▶ [INSTRUCTIONS TO FOLLOW]
Report, as a bare number, how many lines of the material below contain the word "React".

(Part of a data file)
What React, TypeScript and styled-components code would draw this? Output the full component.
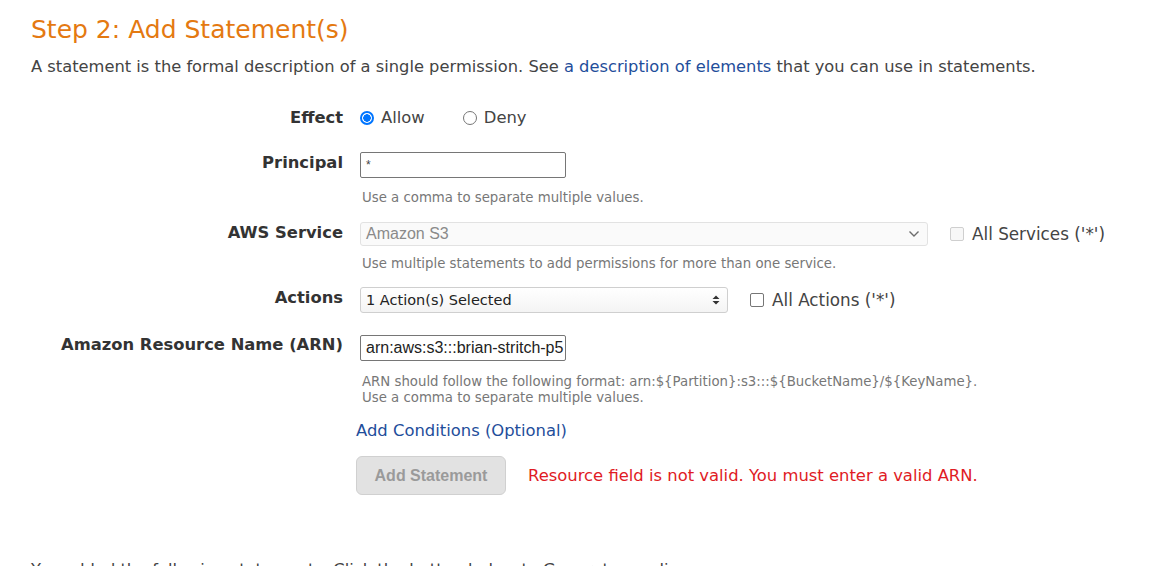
import React from "react";
import styled, { createGlobalStyle } from "styled-components";

const Global = createGlobalStyle`
  html, body { margin: 0; padding: 0; background: #fff; }
  body { font-family: "DejaVu Sans", Verdana, sans-serif; color: #444; overflow: hidden; }
`;

const Page = styled.div`
  padding: 14px 0 0 31px;
  width: 1121px;
`;

const Heading = styled.h2`
  margin: 0;
  font-size: 25px;
  font-weight: normal;
  color: #e47911;
  line-height: 32px;
`;

const Intro = styled.p`
  margin: 11px 0 0;
  font-size: 16.3px;
  line-height: 20px;
  color: #444;
`;

const Link = styled.a`
  color: #1f4e9b;
  text-decoration: none;
  cursor: pointer;
`;

const Form = styled.div`
  display: grid;
  grid-template-columns: 312px auto;
  column-gap: 17px;
  align-items: start;
`;

const Label = styled.div<{ $mt: number }>`
  margin-top: ${(p) => p.$mt}px;
  text-align: right;
  font-weight: bold;
  font-size: 16.35px;
  line-height: 20px;
  color: #333;
`;

const Cell = styled.div<{ $mt: number }>`
  margin-top: ${(p) => p.$mt}px;
  display: flex;
  flex-direction: column;
  align-items: flex-start;
`;

const Line = styled.div`
  display: flex;
  align-items: center;
`;

const RadioLabel = styled.label`
  display: inline-flex;
  align-items: center;
  gap: 7px;
  font-size: 16.4px;
  line-height: 20px;
  color: #444;
  margin-right: 38px;
`;

const RadioDot = styled.span<{ $on?: boolean }>`
  width: 14px;
  height: 14px;
  border-radius: 50%;
  box-sizing: border-box;
  border: ${(p) => (p.$on ? "2px solid #0075ff" : "1px solid #767676")};
  background: ${(p) => (p.$on ? "radial-gradient(circle, #0075ff 0 3.5px, #fff 4px)" : "#fff")};
`;

const TextBox = styled.div<{ $w: number }>`
  width: ${(p) => p.$w}px;
  height: 26px;
  box-sizing: border-box;
  border: 1px solid #767676;
  border-radius: 2px;
  padding: 2px 5px 0;
  font-family: "Liberation Sans", Arial, sans-serif;
  font-size: 16px;
  line-height: 20px;
  color: #222;
  white-space: nowrap;
  overflow: hidden;
  background: #fff;
`;

const Star = styled.span`
  font-size: 12px;
  color: #444;
  vertical-align: top;
`;

const Help = styled.div<{ $mt: number }>`
  margin-top: ${(p) => p.$mt}px;
  margin-left: 2px;
  font-size: 13.3px;
  line-height: 16px;
  color: #777;
`;

const SelectBox = styled.div<{ $w: number; $disabled?: boolean }>`
  width: ${(p) => p.$w}px;
  height: ${(p) => (p.$disabled ? 24 : 26)}px;
  box-sizing: border-box;
  display: flex;
  align-items: center;
  justify-content: space-between;
  padding: 0 7px 0 5px;
  border: 1px solid ${(p) => (p.$disabled ? "#e2e2e2" : "#cfcfcf")};
  border-radius: 3px;
  background: ${(p) => (p.$disabled ? "#fafafa" : "linear-gradient(#fff, #f4f4f4)")};
  font-family: ${(p) => (p.$disabled ? '"Liberation Sans", Arial, sans-serif' : '"DejaVu Sans", Verdana, sans-serif')};
  font-size: ${(p) => (p.$disabled ? 16 : 14.5)}px;
  color: ${(p) => (p.$disabled ? "#8a8a8a" : "#222")};
`;

const CheckLabel = styled.label<{ $ml: number }>`
  display: inline-flex;
  align-items: center;
  gap: 8px;
  margin-left: ${(p) => p.$ml}px;
  font-size: 16.8px;
  line-height: 20px;
  color: #444;
`;

const CheckBox = styled.span<{ $disabled?: boolean }>`
  width: 14px;
  height: 14px;
  box-sizing: border-box;
  border-radius: 2px;
  border: 1px solid ${(p) => (p.$disabled ? "#cfcfcf" : "#767676")};
  background: ${(p) => (p.$disabled ? "#f7f7f7" : "#fff")};
`;

const Actions = styled.div`
  margin: 15px 0 0 325px;
  display: flex;
  flex-direction: column;
  align-items: flex-start;
`;

const CondLink = styled(Link)`
  font-size: 16.4px;
  line-height: 20px;
`;

const ButtonRow = styled.div`
  margin-top: 15px;
  display: flex;
  align-items: center;
  gap: 22px;
`;

const Button = styled.button`
  width: 150px;
  height: 39px;
  border: 1px solid #d0d0d0;
  border-radius: 6px;
  background: #e2e2e2;
  color: #9a9a9a;
  font-family: "Liberation Sans", Arial, sans-serif;
  font-weight: bold;
  font-size: 16px;
  padding: 0;
`;

const ErrorText = styled.span`
  font-size: 16.4px;
  color: #e01b24;
`;

const Footer = styled.p`
  margin: 65px 0 0;
  font-size: 16.3px;
  line-height: 20px;
  color: #444;
`;

const Chevron = () => (
  <svg width="12" height="8" viewBox="0 0 12 8">
    <path d="M1.5 1.5 L6 6 L10.5 1.5" fill="none" stroke="#6d6d6d" strokeWidth="1.4" />
  </svg>
);

const UpDown = () => (
  <svg width="8" height="10" viewBox="0 0 8 10">
    <path d="M4 0.5 L7.5 4 H0.5 Z M4 9.5 L0.5 6 H7.5 Z" fill="#333" />
  </svg>
);

export default function App() {
  return (
    <>
      <Global />
      <Page>
        <Heading>Step 2: Add Statement(s)</Heading>
        <Intro>
          A statement is the formal description of a single permission. See{" "}
          <Link>a description of elements</Link> that you can use in statements.
        </Intro>
        <Form>
          <Label $mt={31}>Effect</Label>
          <Cell $mt={31}>
            <Line>
              <RadioLabel>
                <RadioDot $on />
                Allow
              </RadioLabel>
              <RadioLabel>
                <RadioDot />
                Deny
              </RadioLabel>
            </Line>
          </Cell>

          <Label $mt={25}>Principal</Label>
          <Cell $mt={24}>
            <TextBox $w={206}>
              <Star>*</Star>
            </TextBox>
            <Help $mt={12}>Use a comma to separate multiple values.</Help>
          </Cell>

          <Label $mt={17}>AWS Service</Label>
          <Cell $mt={16}>
            <Line>
              <SelectBox $w={568} $disabled>
                <span>Amazon S3</span>
                <Chevron />
              </SelectBox>
              <CheckLabel $ml={22}>
                <CheckBox $disabled />
                All Services ('*')
              </CheckLabel>
            </Line>
            <Help $mt={10}>Use multiple statements to add permissions for more than one service.</Help>
          </Cell>

          <Label $mt={16}>Actions</Label>
          <Cell $mt={15}>
            <Line>
              <SelectBox $w={368}>
                <span>1 Action(s) Selected</span>
                <UpDown />
              </SelectBox>
              <CheckLabel $ml={22}>
                <CheckBox />
                All Actions ('*')
              </CheckLabel>
            </Line>
          </Cell>

          <Label $mt={22}>Amazon Resource Name (ARN)</Label>
          <Cell $mt={22}>
            <TextBox $w={206}>arn:aws:s3:::brian-stritch-p5</TextBox>
            <Help $mt={13}>
              ARN should follow the following format: arn:$&#123;Partition&#125;:s3:::$&#123;BucketName&#125;/$&#123;KeyName&#125;.
              <br />
              Use a comma to separate multiple values.
            </Help>
          </Cell>
        </Form>
        <Actions>
          <CondLink>Add Conditions (Optional)</CondLink>
          <ButtonRow>
            <Button disabled>Add Statement</Button>
            <ErrorText>Resource field is not valid. You must enter a valid ARN.</ErrorText>
          </ButtonRow>
        </Actions>
        <Footer>You added the following statements. Click the button below to Generate a policy.</Footer>
      </Page>
    </>
  );
}
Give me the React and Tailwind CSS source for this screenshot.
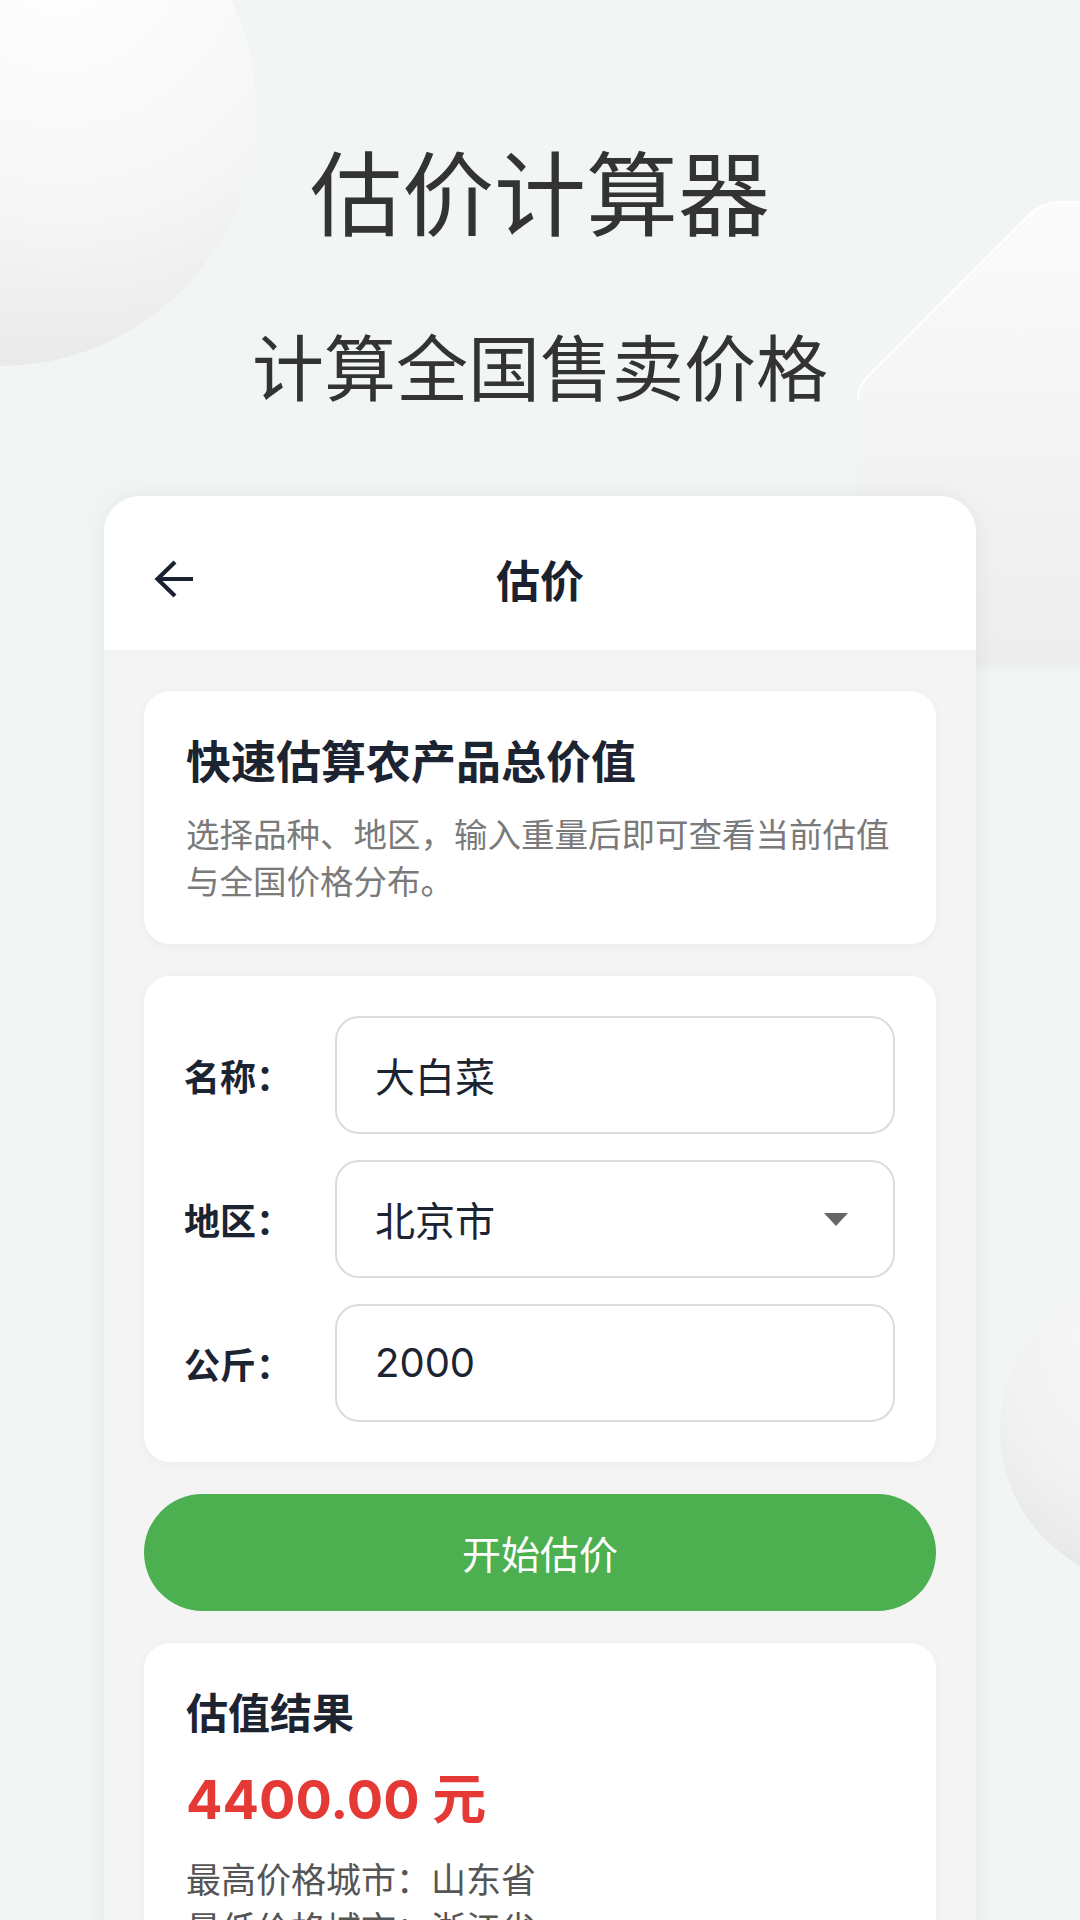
import React from "react";

function Decor() {
  return (
    <svg
      className="absolute inset-0 pointer-events-none"
      width="1080"
      height="1920"
      viewBox="0 0 1080 1920"
    >
      <defs>
        <radialGradient id="sph1" cx="0.62" cy="0.18" r="0.95">
          <stop offset="0" stopColor="#ffffff" />
          <stop offset="0.55" stopColor="#f6f6f6" />
          <stop offset="1" stopColor="#e4e4e4" />
        </radialGradient>
        <radialGradient id="sph2" cx="0.55" cy="0.2" r="0.95">
          <stop offset="0" stopColor="#fafafa" />
          <stop offset="0.6" stopColor="#f1f1f1" />
          <stop offset="1" stopColor="#e2e2e2" />
        </radialGradient>
        <linearGradient id="plat" x1="0" y1="0" x2="0" y2="1">
          <stop offset="0" stopColor="#fbfbfb" />
          <stop offset="1" stopColor="#ededed" />
        </linearGradient>
        <linearGradient id="floor" x1="0" y1="0" x2="0" y2="1">
          <stop offset="0" stopColor="#e9eded" />
          <stop offset="1" stopColor="#f1f5f4" />
        </linearGradient>
      </defs>
      <circle cx="0" cy="110" r="256" fill="url(#sph1)" />
      <path
        d="M858 661 L858 400 Q858 386 868 376 L1030 214 Q1042 203 1060 202 L1080 202 L1080 661 Z"
        fill="url(#plat)"
      />
      <path
        d="M858 400 Q858 386 868 376 L1030 214 Q1042 203 1060 202 L1080 202"
        fill="none"
        stroke="#ffffff"
        strokeWidth="2"
      />
      <rect x="858" y="661" width="222" height="14" fill="url(#floor)" />
      <circle cx="1155" cy="1430" r="155" fill="url(#sph2)" />
    </svg>
  );
}

function BackArrow() {
  return (
    <svg width="40" height="38" viewBox="0 0 40 38" fill="none">
      <path
        d="M21 2 L3.5 19 L21 36 M3.5 19 H39"
        stroke="#1a2230"
        strokeWidth="4.2"
        strokeLinejoin="miter"
      />
    </svg>
  );
}

function Row({ label, children }) {
  return (
    <div className="flex items-center h-[118px]">
      <div className="w-[151px] shrink-0 text-[36px] font-bold text-[#1c2331] leading-none">
        {label}
      </div>
      <div className="flex-1 h-full rounded-[24px] border-2 border-[#dcdcdc] bg-white flex items-center justify-between pl-[38px] pr-[45px]">
        {children}
      </div>
    </div>
  );
}

export default function App() {
  return (
    <div className="relative w-[1080px] h-[1920px] overflow-hidden bg-[#f1f5f4] font-['Noto_Sans_CJK_SC','Noto_Sans',sans-serif]">
      <Decor />
      <div className="relative flex flex-col items-center">
        <div className="pt-[143px] text-[92px] leading-none text-[#333333] font-normal">
          估价计算器
        </div>
        <div className="mt-[93px] text-[72px] leading-none text-[#333333] font-normal">
          计算全国售卖价格
        </div>

        <div className="mt-[96px] w-[872px] h-[1500px] rounded-[36px] overflow-hidden bg-[#f4f4f4] shadow-[0_0_24px_rgba(0,0,0,0.06)]">
          <div className="h-[154px] bg-white pt-[12px] grid grid-cols-[1fr_auto_1fr] items-center">
            <div className="pl-[50px] flex items-center">
              <BackArrow />
            </div>
            <div className="text-[44px] font-bold text-[#1a2230] leading-none">
              估价
            </div>
            <div />
          </div>

          <div className="px-[40px] pt-[41px] flex flex-col gap-[32px]">
            <div className="bg-white rounded-[26px] pl-[42px] pr-[30px] pt-[41px] pb-[41px] shadow-[0_2px_10px_rgba(0,0,0,0.04)]">
              <div className="text-[45px] leading-[56px] font-bold text-[#1c2331]">
                快速估算农产品总价值
              </div>
              <div className="mt-[21px] text-[33.5px] leading-[47px] text-[#7a7a7a] whitespace-nowrap">
                选择品种、地区，输入重量后即可查看当前估值
                <br />
                与全国价格分布。
              </div>
            </div>

            <div className="bg-white rounded-[26px] pl-[40px] pr-[41px] py-[40px] flex flex-col gap-[26px] shadow-[0_2px_10px_rgba(0,0,0,0.04)]">
              <Row label="名称：">
                <span className="text-[40px] text-[#1c2331] leading-none">大白菜</span>
              </Row>
              <Row label="地区：">
                <span className="text-[40px] text-[#1c2331] leading-none">北京市</span>
                <svg width="24" height="13" viewBox="0 0 24 13">
                  <polygon points="0,0 24,0 12,13" fill="#666666" />
                </svg>
              </Row>
              <Row label="公斤：">
                <span className="text-[40px] text-[#1c2331] leading-none font-['Inter',sans-serif]">
                  2000
                </span>
              </Row>
            </div>

            <div className="h-[117px] rounded-full bg-[#4caf50] flex items-center justify-center text-white text-[39px] leading-none">
              开始估价
            </div>

            <div className="bg-white rounded-[26px] pl-[42px] pt-[40px] pb-[60px] shadow-[0_2px_10px_rgba(0,0,0,0.04)]">
              <div className="text-[42px] leading-[56px] font-bold text-[#1c2331]">
                估值结果
              </div>
              <div className="mt-[25px] text-[54px] leading-[72px] font-bold text-[#e53935] font-['Inter','Noto_Sans_CJK_SC',sans-serif]">
                4400.00 元
              </div>
              <div className="mt-[17px] text-[35px] leading-[49px] text-[#555555]">
                <div>最高价格城市：山东省</div>
                <div>最低价格城市：浙江省</div>
                <div>全国平均价格：2.20 元/公斤</div>
              </div>
            </div>
          </div>
        </div>
      </div>
    </div>
  );
}
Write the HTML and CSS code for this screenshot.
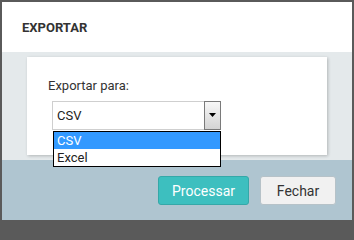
FILE: index.html
```html
<!DOCTYPE html>
<html lang="pt">
<head>
<meta charset="utf-8">
<title>Exportar</title>
<link rel="stylesheet" href="styles.css">
</head>
<body>
<div class="dialog">
  <div class="dialog-header"><h1 class="dialog-title">EXPORTAR</h1></div>
  <div class="dialog-body">
    <div class="card">
      <label class="field-label">Exportar para:</label>
      <div class="select-wrap">
        <div class="select">
          <span class="select-value">CSV</span>
          <span class="select-button">
            <svg width="8" height="5" viewBox="0 0 8 5"><polygon points="0,0 7,0 3.5,4" fill="#000"/></svg>
          </span>
        </div>
        <ul class="select-list">
          <li class="option option-selected">CSV</li>
          <li class="option">Excel</li>
        </ul>
      </div>
    </div>
  </div>
  <div class="dialog-footer">
    <button class="btn btn-primary">Processar</button>
    <button class="btn btn-default">Fechar</button>
  </div>
</div>
</body>
</html>
```

FILE: styles.css
```css
* { box-sizing: border-box; }
html, body {
  margin: 0;
  padding: 0;
  width: 354px;
  height: 223px;
  overflow: hidden;
}
body {
  font-family: Roboto, "Liberation Sans", Arial, sans-serif;
  color: #333;
  background: #5a5a5a;
}
.dialog {
  width: 354px;
  height: 223px;
  border: 2px solid #5a5a5a;
  border-bottom-width: 3px;
  display: flex;
  flex-direction: column;
  background: #fff;
}
.dialog-header {
  height: 50px;
  display: flex;
  align-items: center;
  padding-left: 20px;
  background: #fff;
}
.dialog-title {
  margin: 0;
  font-size: 13px;
  font-weight: bold;
  color: #333;
  padding-top: 1px;
}
.dialog-body {
  height: 108px;
  background: #e4e9eb;
  padding: 5px 25px;
}
.card {
  height: 98px;
  background: #fff;
  box-shadow: 1px 1px 3px rgba(0, 0, 0, 0.22);
  padding: 21px 21px 0 21px;
}
.field-label {
  display: block;
  font-size: 13px;
  line-height: 15px;
  color: #333;
}
.select-wrap {
  position: relative;
  margin: 8px 0 0 4px;
  width: 169px;
}
.select {
  height: 29px;
  border: 1px solid #cfcfcf;
  border-right: none;
  display: flex;
  align-items: center;
  background: #fff;
}
.select-value {
  flex: 1;
  padding-left: 4px;
  font-size: 13px;
  color: #222;
}
.select-button {
  width: 17px;
  height: 29px;
  margin-top: -1px;
  margin-bottom: -1px;
  border: 1px solid #7a7a7a;
  background: linear-gradient(#f7f7f7, #d4d4d4);
  display: flex;
  align-items: center;
  justify-content: center;
}
.select-list {
  position: absolute;
  top: 30px;
  left: 1px;
  width: 168px;
  margin: 0;
  padding: 0;
  list-style: none;
  border: 1px solid #000;
  background: #fff;
}
.option {
  height: 17px;
  line-height: 17px;
  padding-left: 3px;
  font-size: 13px;
  color: #222;
}
.option-selected {
  background: #3399ff;
  color: #fff;
}
.dialog-footer {
  flex: 1;
  background: #afc5d0;
  display: flex;
  justify-content: flex-end;
  align-items: flex-start;
  gap: 11px;
  padding: 16px 16px 0 0;
}
.btn {
  height: 29px;
  border-radius: 3px;
  font-family: Roboto, "Liberation Sans", Arial, sans-serif;
  font-size: 14px;
  padding: 0;
  cursor: pointer;
}
.btn-primary {
  width: 91px;
  background: #3dbfbf;
  border: 1px solid #35a8a8;
  color: #fff;
}
.btn-default {
  width: 76px;
  background: #f1f1f1;
  border: 1px solid #b6c2c8;
  color: #333;
}
```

▶ [ANSWER TO THIS EXERCISE]
4